There is a kind of forest-firey jealousability that can jump the road into insufferable arrogance. While I’d argue that this is actually just arrogance and not true jealousability, a man using jealousable vocabulary might still try to argue that it’s virtuous even if a bunch of others get burned. Blessings must be a reason we boast in the Lord, not ourselves.

And since we’re not boasting in ourselves, we also ought to be able to rejoice when others are blessed by the Lord. This is part of diverse jealousability. You will be called to boast in the Lord in various ways, and those might be different than how others are called by the Lord. This connects us in a way that makes the body jealousable not just an individual member.

Let me sum up both of these dangers: 1) Don’t be a jerk. 2) Don’t be jealous.

Being jealous that someone else got something you think you deserved is not jealousable on the individual level and spoils things at the assembly level.
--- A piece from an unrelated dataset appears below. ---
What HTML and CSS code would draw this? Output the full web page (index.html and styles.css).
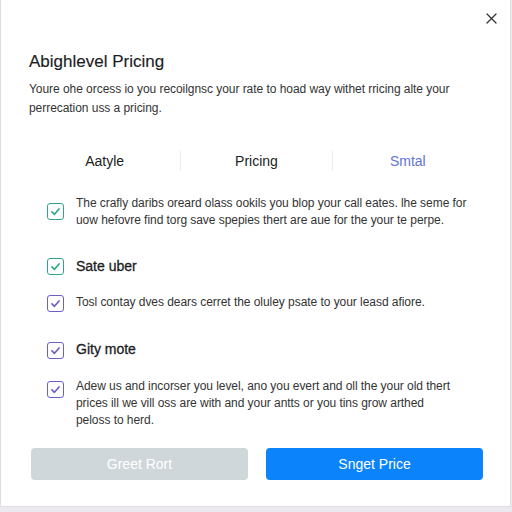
FILE: index.html
```html
<!DOCTYPE html>
<html>
<head>
<meta charset="utf-8">
<link rel="stylesheet" href="styles.css">
</head>
<body>
<div class="modal">
  <div class="close">
    <svg width="11" height="11" viewBox="0 0 11 11"><path d="M1 1L10 10M10 1L1 10" stroke="#333" stroke-width="1.3" stroke-linecap="round"/></svg>
  </div>
  <h1 class="title">Abighlevel Pricing</h1>
  <p class="desc">Youre ohe orcess io you recoilgnsc your rate to hoad way withet rricing alte your<br>perrecation uss a pricing.</p>
  <div class="tabs">
    <div class="tab">Aatyle</div>
    <div class="tab">Pricing</div>
    <div class="tab active">Smtal</div>
  </div>
  <ul class="list">
    <li class="item mid">
      <span class="cb teal"><svg viewBox="0 0 16 16"><path d="M4.2 8.3L6.9 11L11.8 5.3" fill="none" stroke="currentColor" stroke-width="1.8" stroke-linecap="round" stroke-linejoin="round"/></svg></span>
      <span class="text">The crafly daribs oreard olass ookils you blop your call eates. lhe seme for<br>uow hefovre find torg save spepies thert are aue for the your te perpe.</span>
    </li>
    <li class="item head">
      <span class="cb teal"><svg viewBox="0 0 16 16"><path d="M4.2 8.3L6.9 11L11.8 5.3" fill="none" stroke="currentColor" stroke-width="1.8" stroke-linecap="round" stroke-linejoin="round"/></svg></span>
      <span class="text">Sate uber</span>
    </li>
    <li class="item">
      <span class="cb purple"><svg viewBox="0 0 16 16"><path d="M4.2 8.3L6.9 11L11.8 5.3" fill="none" stroke="currentColor" stroke-width="1.8" stroke-linecap="round" stroke-linejoin="round"/></svg></span>
      <span class="text">Tosl contay dves dears cerret the oluley psate to your leasd afiore.</span>
    </li>
    <li class="item head">
      <span class="cb purple"><svg viewBox="0 0 16 16"><path d="M4.2 8.3L6.9 11L11.8 5.3" fill="none" stroke="currentColor" stroke-width="1.8" stroke-linecap="round" stroke-linejoin="round"/></svg></span>
      <span class="text">Gity mote</span>
    </li>
    <li class="item last">
      <span class="cb purple"><svg viewBox="0 0 16 16"><path d="M4.2 8.3L6.9 11L11.8 5.3" fill="none" stroke="currentColor" stroke-width="1.8" stroke-linecap="round" stroke-linejoin="round"/></svg></span>
      <span class="text">Adew us and incorser you level, ano you evert and oll the your old thert<br>prices ill we vill oss are with and your antts or you tins grow arthed<br>peloss to herd.</span>
    </li>
  </ul>
  <div class="actions">
    <button class="btn grey">Greet Rort</button>
    <button class="btn blue">Snget Price</button>
  </div>
</div>
</body>
</html>
```
FILE: styles.css
```css
* { box-sizing: border-box; }
html, body { margin: 0; padding: 0; }
body {
  width: 512px;
  height: 512px;
  background: #ede9f1;
  font-family: "Liberation Sans", Arial, sans-serif;
  color: #222;
  overflow: hidden;
}
.modal {
  position: relative;
  width: 511px;
  height: 507px;
  background: #fff;
  border: 1px solid #dedede;
  border-top: none;
  padding: 0 27px 0 28px;
}
.close {
  position: absolute;
  top: 13px;
  right: 13px;
  width: 11px;
  height: 11px;
  display: flex;
}
.title {
  margin: 0;
  padding-top: 51px;
  font-size: 17px;
  font-weight: 400;
  line-height: 22px;
  color: #1d1d1f;
  -webkit-text-stroke: 0.15px #1d1d1f;
}
.desc {
  margin: 7px 0 0 0;
  font-size: 12px;
  line-height: 19px;
  color: #333;
  letter-spacing: -0.05px;
  white-space: nowrap;
}
.tabs {
  display: grid;
  grid-template-columns: 1fr 1fr 1fr;
  margin: 33px 0 0 0;
}
.tab {
  text-align: center;
  font-size: 14px;
  line-height: 20px;
  color: #222;
  border-left: 1px solid #ececec;
}
.tab:first-child { border-left: none; }
.tab.active { color: #6275d8; }
.list {
  list-style: none;
  margin: 24px 0 0 0;
  padding: 0 0 0 18px;
  display: flex;
  flex-direction: column;
}
.item {
  display: flex;
  gap: 12px;
  align-items: flex-start;
  font-size: 12px;
  line-height: 17px;
  color: #333;
  letter-spacing: -0.05px;
}
.item .text { white-space: nowrap; }
.item.mid { align-items: center; }
.item.head {
  font-size: 14px;
  line-height: 18px;
  color: #1d1d1f;
  letter-spacing: 0;
  -webkit-text-stroke: 0.3px #1d1d1f;
  margin-top: 28px;
  margin-bottom: 19px;
}
.item.head .cb { margin-top: 1px; }
.item.head:nth-child(4) .cb { margin-top: 2px; }
.item .cb { margin-top: 1px; }
.item.mid .cb { margin-top: -2px; }
.item.last .cb { margin-top: 3px; }
.cb {
  flex: none;
  width: 17px;
  height: 17px;
  border: 1.5px solid currentColor;
  border-radius: 3px;
  display: flex;
  -webkit-text-stroke: 0;
}
.cb svg { width: 100%; height: 100%; }
.cb.teal { color: #2fa58e; }
.cb.purple { color: #6a60c8; }
.actions {
  display: flex;
  gap: 18px;
  margin-top: 19px;
  padding-left: 2px;
}
.btn {
  flex: 1;
  height: 32px;
  border: none;
  border-radius: 4px;
  font-family: "Liberation Sans", Arial, sans-serif;
  font-size: 14px;
  color: #fff;
}
.btn.grey { background: #cfd7db; }
.btn.blue { background: #0b84fb; }
```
Acting better than others and being bitter against others are provocative, but not for good. Constantly keeping score with others on your team shows that you aren’t playing for the team. “Love does not envy or boast” (1 Corinthians 13:4). Jealousy goes with quarreling (2 Corinthians 12:20), strife and rivalries (Galatians 5:20), and disorder (James 3:14).

I have temptations toward being jealous, less about possessions and recognition and more about productivity energy/time to accomplish things. But then I think about how many emails the ones I look at must get, and give thanks for what I have and for their fruitfulness. I think about how many more criticisms they face, and give thanks that mine are limited.

Keep jealousy out of your jealousability.